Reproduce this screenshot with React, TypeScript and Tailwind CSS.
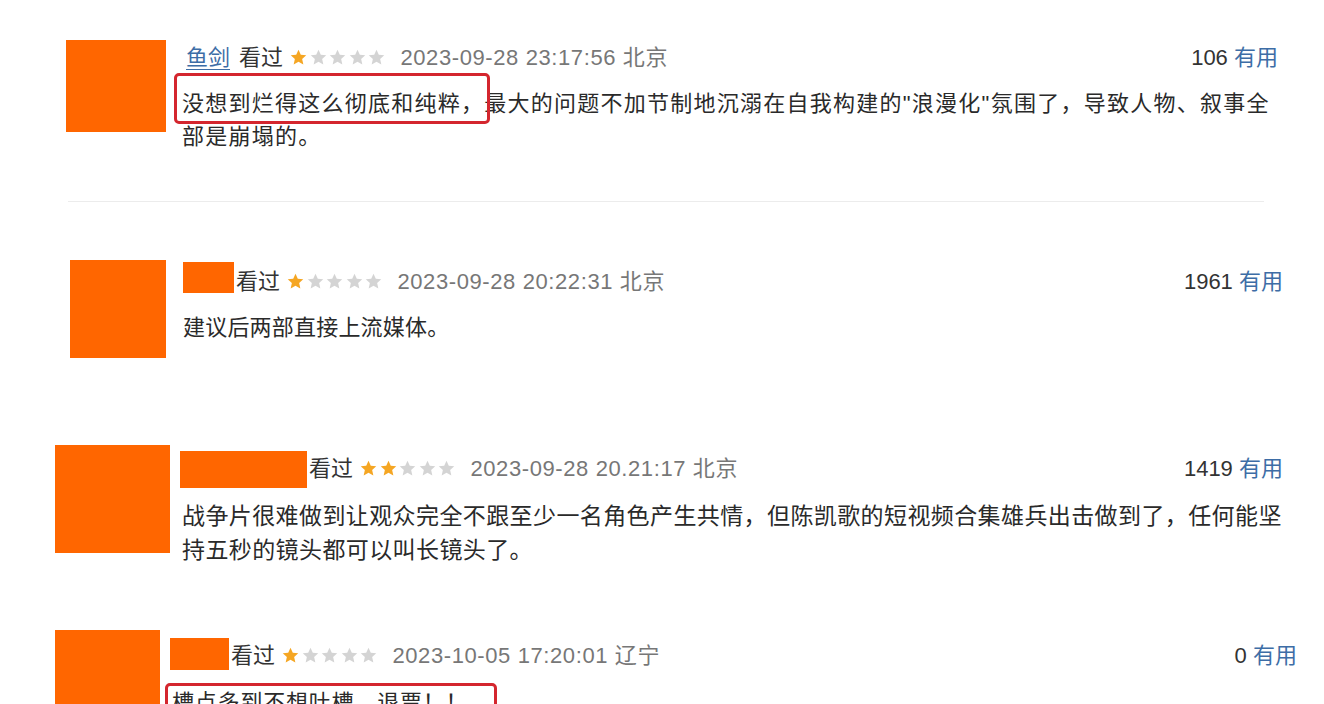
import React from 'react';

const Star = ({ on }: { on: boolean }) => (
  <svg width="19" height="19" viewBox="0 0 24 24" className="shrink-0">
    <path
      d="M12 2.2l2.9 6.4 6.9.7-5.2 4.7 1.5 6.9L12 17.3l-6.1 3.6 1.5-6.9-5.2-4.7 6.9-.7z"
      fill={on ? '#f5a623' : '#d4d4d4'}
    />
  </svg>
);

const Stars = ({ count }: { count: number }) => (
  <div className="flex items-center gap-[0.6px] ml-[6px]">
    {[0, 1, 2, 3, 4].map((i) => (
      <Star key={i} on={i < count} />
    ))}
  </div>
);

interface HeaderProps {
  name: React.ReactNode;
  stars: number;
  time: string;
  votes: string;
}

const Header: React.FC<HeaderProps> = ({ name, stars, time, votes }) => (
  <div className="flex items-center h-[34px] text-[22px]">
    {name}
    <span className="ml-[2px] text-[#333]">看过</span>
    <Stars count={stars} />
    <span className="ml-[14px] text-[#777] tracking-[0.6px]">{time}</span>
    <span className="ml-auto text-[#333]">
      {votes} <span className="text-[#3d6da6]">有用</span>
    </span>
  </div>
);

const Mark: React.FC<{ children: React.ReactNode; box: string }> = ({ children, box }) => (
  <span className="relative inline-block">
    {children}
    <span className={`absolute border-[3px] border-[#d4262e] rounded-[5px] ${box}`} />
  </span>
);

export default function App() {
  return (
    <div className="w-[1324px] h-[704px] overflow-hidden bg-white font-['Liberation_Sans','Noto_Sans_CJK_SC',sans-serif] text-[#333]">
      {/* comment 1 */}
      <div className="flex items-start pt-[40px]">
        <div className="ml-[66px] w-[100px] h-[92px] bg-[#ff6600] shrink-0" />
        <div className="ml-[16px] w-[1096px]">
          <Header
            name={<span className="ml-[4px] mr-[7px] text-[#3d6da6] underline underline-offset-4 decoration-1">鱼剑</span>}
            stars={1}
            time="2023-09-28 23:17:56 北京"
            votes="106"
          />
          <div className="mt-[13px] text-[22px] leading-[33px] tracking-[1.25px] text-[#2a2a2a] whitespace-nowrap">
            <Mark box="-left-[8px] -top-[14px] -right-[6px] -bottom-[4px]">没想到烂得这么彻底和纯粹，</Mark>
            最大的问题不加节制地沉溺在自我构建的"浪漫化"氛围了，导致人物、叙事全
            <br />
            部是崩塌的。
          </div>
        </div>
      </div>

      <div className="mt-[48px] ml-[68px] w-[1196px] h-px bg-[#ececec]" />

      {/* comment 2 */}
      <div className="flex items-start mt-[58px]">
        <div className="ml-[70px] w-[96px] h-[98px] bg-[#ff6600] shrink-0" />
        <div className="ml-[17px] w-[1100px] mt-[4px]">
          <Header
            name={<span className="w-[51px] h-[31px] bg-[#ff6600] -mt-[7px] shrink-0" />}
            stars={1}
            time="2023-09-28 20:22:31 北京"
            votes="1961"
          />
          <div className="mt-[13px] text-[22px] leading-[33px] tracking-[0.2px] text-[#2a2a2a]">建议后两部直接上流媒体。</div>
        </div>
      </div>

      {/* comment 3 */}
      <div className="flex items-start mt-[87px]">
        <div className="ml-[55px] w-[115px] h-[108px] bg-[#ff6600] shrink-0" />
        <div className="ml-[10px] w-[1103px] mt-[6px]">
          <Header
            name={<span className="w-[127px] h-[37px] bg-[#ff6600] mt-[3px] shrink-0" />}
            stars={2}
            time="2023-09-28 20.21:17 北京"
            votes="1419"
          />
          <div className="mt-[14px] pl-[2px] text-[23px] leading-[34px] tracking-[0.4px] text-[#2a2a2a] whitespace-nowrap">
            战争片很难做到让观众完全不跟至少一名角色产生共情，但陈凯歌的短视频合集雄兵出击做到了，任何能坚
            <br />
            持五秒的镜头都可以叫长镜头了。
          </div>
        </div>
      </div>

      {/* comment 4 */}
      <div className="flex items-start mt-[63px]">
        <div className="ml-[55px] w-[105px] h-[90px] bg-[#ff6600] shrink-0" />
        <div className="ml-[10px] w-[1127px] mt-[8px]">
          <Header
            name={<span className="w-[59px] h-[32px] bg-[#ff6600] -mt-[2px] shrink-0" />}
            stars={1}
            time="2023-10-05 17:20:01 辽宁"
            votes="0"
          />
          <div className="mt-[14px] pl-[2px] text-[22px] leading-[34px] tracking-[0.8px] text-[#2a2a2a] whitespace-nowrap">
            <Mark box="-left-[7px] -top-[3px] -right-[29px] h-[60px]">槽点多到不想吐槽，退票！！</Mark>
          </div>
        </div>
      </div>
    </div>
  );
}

================================

__SHORT TASK__. Please quote the lines of the material, beginning with the first and ending with the one that contains "import React from 'react';", exactly as written and without any pictures.

__ANSWER TO THE TASK__.
Reproduce this screenshot with React, TypeScript and Tailwind CSS.
import React from 'react';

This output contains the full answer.